Directions for this task >>
Locate the line containing "Output the component" in the material below. Copy that line and all following lines through the end exactly, omitting any pictures.
::::::::
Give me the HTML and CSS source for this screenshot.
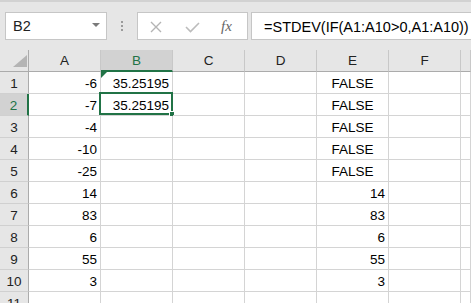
FILE: index.html
```html
<!DOCTYPE html>
<html>
<head>
    <title>STDEV IF</title>
    <link rel="stylesheet" href="styles.css">
</head>
<body>
    <div class="toolbar">
        <div class="name-box">
            <span class="name">B2</span>
            <span class="drop"></span>
        </div>
        <div class="grip"><i></i><i></i><i></i></div>
        <div class="fx-box">
            <svg class="icon-x" width="12" height="12" viewBox="0 0 12 12">
                <path d="M1 1 L11 11 M11 1 L1 11" stroke="#b4b4b4" stroke-width="1.4" fill="none"/>
            </svg>
            <svg class="icon-check" width="15" height="11" viewBox="0 0 15 11">
                <path d="M1 5 L5.5 9.5 L14 1" stroke="#bcbcbc" stroke-width="1.6" fill="none"/>
            </svg>
            <span class="fx">fx</span>
        </div>
        <div class="formula">=STDEV(IF(A1:A10&gt;0,A1:A10))</div>
    </div>

    <div class="sheet">
        <div class="corner"><span class="corner-mark"></span></div>
        <div class="col-head">A</div>
        <div class="col-head active">B</div>
        <div class="col-head">C</div>
        <div class="col-head">D</div>
        <div class="col-head">E</div>
        <div class="col-head">F</div>
        <div class="col-head"></div>

        <div class="row-head">1</div>
        <div class="cell num">-6</div>
        <div class="cell num flagged"><span class="flag"></span>35.25195</div>
        <div class="cell"></div>
        <div class="cell"></div>
        <div class="cell bool">FALSE</div>
        <div class="cell"></div>
        <div class="cell"></div>

        <div class="row-head active">2</div>
        <div class="cell num">-7</div>
        <div class="cell num selected">35.25195<span class="sel-frame"></span><span class="fill-handle"></span></div>
        <div class="cell"></div>
        <div class="cell"></div>
        <div class="cell bool">FALSE</div>
        <div class="cell"></div>
        <div class="cell"></div>

        <div class="row-head">3</div>
        <div class="cell num">-4</div>
        <div class="cell"></div>
        <div class="cell"></div>
        <div class="cell"></div>
        <div class="cell bool">FALSE</div>
        <div class="cell"></div>
        <div class="cell"></div>

        <div class="row-head">4</div>
        <div class="cell num">-10</div>
        <div class="cell"></div>
        <div class="cell"></div>
        <div class="cell"></div>
        <div class="cell bool">FALSE</div>
        <div class="cell"></div>
        <div class="cell"></div>

        <div class="row-head">5</div>
        <div class="cell num">-25</div>
        <div class="cell"></div>
        <div class="cell"></div>
        <div class="cell"></div>
        <div class="cell bool">FALSE</div>
        <div class="cell"></div>
        <div class="cell"></div>

        <div class="row-head">6</div>
        <div class="cell num">14</div>
        <div class="cell"></div>
        <div class="cell"></div>
        <div class="cell"></div>
        <div class="cell num">14</div>
        <div class="cell"></div>
        <div class="cell"></div>

        <div class="row-head">7</div>
        <div class="cell num">83</div>
        <div class="cell"></div>
        <div class="cell"></div>
        <div class="cell"></div>
        <div class="cell num">83</div>
        <div class="cell"></div>
        <div class="cell"></div>

        <div class="row-head">8</div>
        <div class="cell num">6</div>
        <div class="cell"></div>
        <div class="cell"></div>
        <div class="cell"></div>
        <div class="cell num">6</div>
        <div class="cell"></div>
        <div class="cell"></div>

        <div class="row-head">9</div>
        <div class="cell num">55</div>
        <div class="cell"></div>
        <div class="cell"></div>
        <div class="cell"></div>
        <div class="cell num">55</div>
        <div class="cell"></div>
        <div class="cell"></div>

        <div class="row-head">10</div>
        <div class="cell num">3</div>
        <div class="cell"></div>
        <div class="cell"></div>
        <div class="cell"></div>
        <div class="cell num">3</div>
        <div class="cell"></div>
        <div class="cell"></div>

        <div class="row-head">11</div>
        <div class="cell"></div>
        <div class="cell"></div>
        <div class="cell"></div>
        <div class="cell"></div>
        <div class="cell"></div>
        <div class="cell"></div>
        <div class="cell"></div>
    </div>
</body>
</html>
```

FILE: styles.css
```css
html, body {
    margin: 0;
    height: 100%;
    overflow: hidden;
}
body {
    font-family: "Liberation Sans", Arial, sans-serif;
    background-color: #fff;
    color: #000;
}
.toolbar {
    box-sizing: border-box;
    height: 50px;
    padding-top: 10px;
    border-top: 2px solid #d2d2d2;
    background-color: #e6e6e6;
    display: flex;
    align-items: flex-start;
}
.name-box {
    box-sizing: border-box;
    width: 102px;
    height: 28px;
    margin-left: 5px;
    padding: 0 6px 0 7px;
    background: white;
    border: 1px solid #c6c6c6;
    display: flex;
    align-items: center;
    justify-content: space-between;
}
.name {
    font-size: 14.5px;
    color: #222;
}
.drop {
    width: 0;
    height: 0;
    border-left: 4px solid transparent;
    border-right: 4px solid transparent;
    border-top: 4px solid #7a7a7a;
    margin-bottom: 2px;
}
.grip {
    width: 2px;
    height: 28px;
    margin-left: 14px;
    display: flex;
    flex-direction: column;
    justify-content: center;
    gap: 2px;
}
.grip i {
    display: block;
    width: 2px;
    height: 2px;
    background: #9b9b9b;
}
.fx-box {
    box-sizing: border-box;
    width: 111px;
    height: 28px;
    margin-left: 14px;
    padding-left: 12px;
    background: white;
    border: 1px solid #c6c6c6;
    display: flex;
    align-items: center;
}
.icon-x {
    margin-top: 1px;
}
.icon-check {
    margin-left: 23px;
    margin-top: 3px;
}
.fx {
    margin-left: 21px;
    font-family: "Liberation Serif", "Times New Roman", serif;
    font-style: italic;
    font-size: 15px;
    color: #666;
}
.formula {
    box-sizing: border-box;
    flex: 1;
    min-width: 0;
    height: 28px;
    margin-left: 3px;
    padding: 2px 0 0 12px;
    background: white;
    border: 1px solid #c6c6c6;
    border-right: none;
    display: flex;
    align-items: center;
    font-size: 14.5px;
    white-space: nowrap;
    overflow: hidden;
}
.sheet {
    display: grid;
    grid-template-columns: 29px repeat(6, 72px) 10px;
    grid-auto-rows: 22px;
    font-size: 13.5px;
}
.sheet > div {
    box-sizing: border-box;
}
.corner {
    background-color: #e6e6e6;
    border-right: 1px solid #ababab;
    border-bottom: 1px solid #ababab;
    display: flex;
    justify-content: flex-end;
    align-items: flex-end;
    padding: 0 1px 4px 0;
}
.corner-mark {
    width: 0;
    height: 0;
    border-left: 14px solid transparent;
    border-bottom: 12px solid #b4b4b4;
}
.col-head {
    background-color: #e6e6e6;
    border-right: 1px solid #c8c8c8;
    border-bottom: 1px solid #ababab;
    display: flex;
    align-items: center;
    justify-content: center;
    color: #222;
}
.col-head.active {
    background-color: #d2d2d2;
    color: #217346;
    border-bottom: 2px solid #217346;
}
.row-head {
    background-color: #e6e6e6;
    border-right: 1px solid #ababab;
    border-bottom: 1px solid #d0d0d0;
    display: flex;
    align-items: center;
    justify-content: center;
    color: #222;
    padding-top: 1px;
}
.row-head.active {
    background-color: #d2d2d2;
    color: #217346;
    border-right: 2px solid #217346;
}
.cell {
    position: relative;
    border-right: 1px solid #d4d4d4;
    border-bottom: 1px solid #d4d4d4;
    padding: 0 3px 2px;
    display: flex;
    align-items: flex-end;
    line-height: 15px;
    white-space: nowrap;
}
.num {
    justify-content: flex-end;
}
.bool {
    justify-content: center;
}
.flag {
    position: absolute;
    top: -1px;
    left: 0;
    width: 0;
    height: 0;
    border-top: 7px solid #217346;
    border-right: 7px solid transparent;
}
.sel-frame {
    position: absolute;
    top: -2px;
    left: -2px;
    right: -1px;
    bottom: 0;
    border: 2px solid #217346;
}
.fill-handle {
    position: absolute;
    right: -3px;
    bottom: -2px;
    width: 4px;
    height: 4px;
    background: #217346;
    border: 1px solid white;
}
```
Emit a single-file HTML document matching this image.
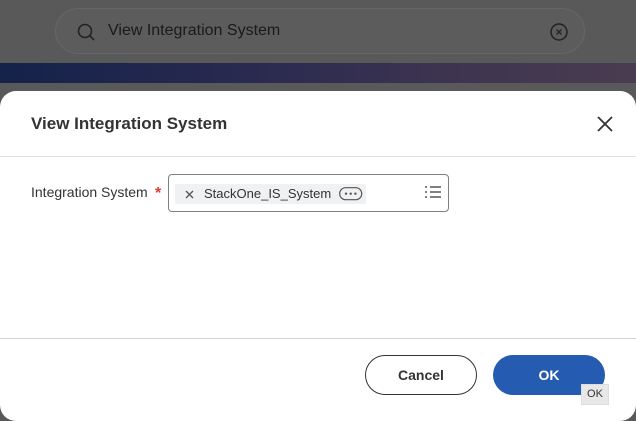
<!DOCTYPE html>
<html><head><style>
*{margin:0;padding:0;box-sizing:border-box}
body{width:636px;height:409px;overflow:hidden;background:#595959;font-family:"Liberation Sans",sans-serif;position:relative}
.pill{position:absolute;left:55px;top:8px;width:530px;height:46px;border-radius:23px;background:#5c5c5c;border:1px solid #666}
.pill .t{position:absolute;left:52px;top:13px;font-size:16px;color:#1a1a1a}
.band{position:absolute;left:0;top:63px;width:636px;height:20px;background:linear-gradient(90deg,#15224a,#2a2a50 40%,#3d3450 70%,#4a3c50)}
.modal{position:absolute;left:0;top:91px;width:636px;height:330px;background:#fff;border-radius:16px}
.title{position:absolute;left:31px;top:23px;font-size:17px;font-weight:bold;color:#333}
.hd{position:absolute;left:0;top:65px;width:636px;height:1px;background:#e0e0e0}
.fd{position:absolute;left:0;top:247px;width:636px;height:1px;background:#d4d4d4}
.lbl{position:absolute;left:31px;top:93px;font-size:14px;color:#333}
.star{position:absolute;left:155px;top:94px;font-size:16px;color:#d93c2c;font-weight:bold}
.inp{position:absolute;left:168px;top:83px;width:281px;height:38px;border:1px solid #7b8088;border-radius:4px}
.chip{position:absolute;left:6px;top:9px;width:191px;height:20px;background:#f0f1f3;border-radius:2px;font-size:13px;color:#333}
.btn{position:absolute;top:264px;height:40px;border-radius:20px;font-size:14px;font-weight:bold;text-align:center;line-height:38px}
</style></head><body>
<div class="pill">
<svg style="position:absolute;left:20px;top:13px" width="20" height="20"><circle cx="9" cy="9" r="6.5" fill="none" stroke="#222" stroke-width="1.6"/><path d="M14 14l4 4" stroke="#222" stroke-width="1.6"/></svg>
<div class="t">View Integration System</div>
<svg style="position:absolute;left:493px;top:13px" width="20" height="20"><circle cx="10" cy="10" r="8" fill="none" stroke="#222" stroke-width="1.5"/><path d="M7.5 7.5l5 5M12.5 7.5l-5 5" stroke="#222" stroke-width="1.3"/></svg>
</div>
<div class="band"></div>
<div class="modal">
<div class="title">View Integration System</div>
<svg style="position:absolute;left:596px;top:24px" width="18" height="18"><path d="M2 2l14 14M16 2L2 16" stroke="#333" stroke-width="1.8"/></svg>
<div class="hd"></div>
<div class="lbl">Integration System</div>
<div class="star">*</div>
<div class="inp">
<div class="chip">
<svg style="position:absolute;left:10px;top:6px" width="9" height="9"><path d="M1 1l7 7M8 1L1 8" stroke="#555" stroke-width="1.3"/></svg>
<span style="position:absolute;left:29px;top:2px">StackOne_IS_System</span>
<svg style="position:absolute;left:164px;top:3px" width="24" height="14"><rect x="0.7" y="0.7" width="22" height="12" rx="6" fill="none" stroke="#555" stroke-width="1.2"/><circle cx="7" cy="6.7" r="1.2" fill="#555"/><circle cx="11.7" cy="6.7" r="1.2" fill="#555"/><circle cx="16.4" cy="6.7" r="1.2" fill="#555"/></svg>
</div>
<svg style="position:absolute;left:255px;top:10px" width="18" height="16"><g stroke="#555" stroke-width="1.4"><path d="M1 2h2M6 2h11M1 7h2M6 7h11M1 12h2M6 12h11"/></g></svg>
</div>
<div class="fd"></div>
<div class="btn" style="left:365px;width:112px;border:1px solid #333;color:#333;background:#fff">Cancel</div>
<div class="btn" style="left:493px;width:112px;background:#255cb2;color:#fff;line-height:40px">OK</div>
<div style="position:absolute;left:581px;top:293px;width:28px;height:21px;background:#e8e8e8;border:1px solid #ddd;font-size:11px;color:#333;text-align:center;line-height:19px">OK</div>
</div>
</body></html>
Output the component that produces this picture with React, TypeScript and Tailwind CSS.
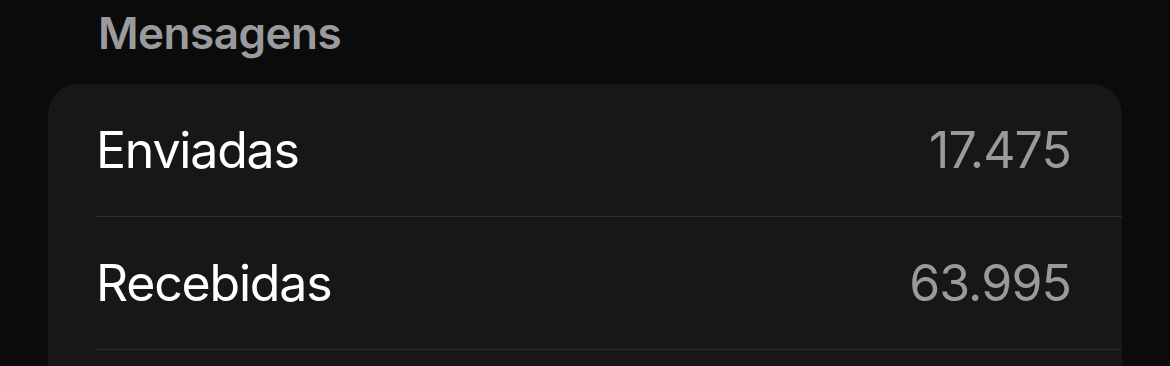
import React from "react";

const rows = [
  { label: "Enviadas", value: "17.475" },
  { label: "Recebidas", value: "63.995" },
];

export default function App() {
  return (
    <div
      className="w-[1170px] h-[366px] overflow-hidden bg-[#0b0b0b] pl-[48px] pr-[48px]"
      style={{ fontFamily: "Inter, 'Noto Sans', sans-serif" }}
    >
      <div className="pt-[11px] pl-[50px] text-[44px] leading-[44px] font-semibold text-[#9b9b9f] tracking-[-0.5px]">
        Mensagens
      </div>
      <div className="mt-[29px] rounded-t-[30px] bg-[#171717] pl-[48px]">
        {rows.map((r) => (
          <div key={r.label} className="border-b border-[#2c2c2e]">
            <div className="h-[132px] flex items-center justify-between pr-[51px]">
              <span className="text-[50px] text-white tracking-[-1.2px]">{r.label}</span>
              <span className="text-[50px] text-[#9a9a9e] tracking-[-0.9px]">{r.value}</span>
            </div>
          </div>
        ))}
        <div className="h-[60px]" />
      </div>
    </div>
  );
}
::::::::
Written solution >>
Output the component that produces this picture with React, TypeScript and Tailwind CSS.
import React from "react";

const rows = [
  { label: "Enviadas", value: "17.475" },
  { label: "Recebidas", value: "63.995" },
];

export default function App() {
  return (
    <div
      className="w-[1170px] h-[366px] overflow-hidden bg-[#0b0b0b] pl-[48px] pr-[48px]"
      style={{ fontFamily: "Inter, 'Noto Sans', sans-serif" }}
    >
      <div className="pt-[11px] pl-[50px] text-[44px] leading-[44px] font-semibold text-[#9b9b9f] tracking-[-0.5px]">
        Mensagens
      </div>
      <div className="mt-[29px] rounded-t-[30px] bg-[#171717] pl-[48px]">
        {rows.map((r) => (
          <div key={r.label} className="border-b border-[#2c2c2e]">
            <div className="h-[132px] flex items-center justify-between pr-[51px]">
              <span className="text-[50px] text-white tracking-[-1.2px]">{r.label}</span>
              <span className="text-[50px] text-[#9a9a9e] tracking-[-0.9px]">{r.value}</span>
            </div>
          </div>
        ))}
        <div className="h-[60px]" />
      </div>
    </div>
  );
}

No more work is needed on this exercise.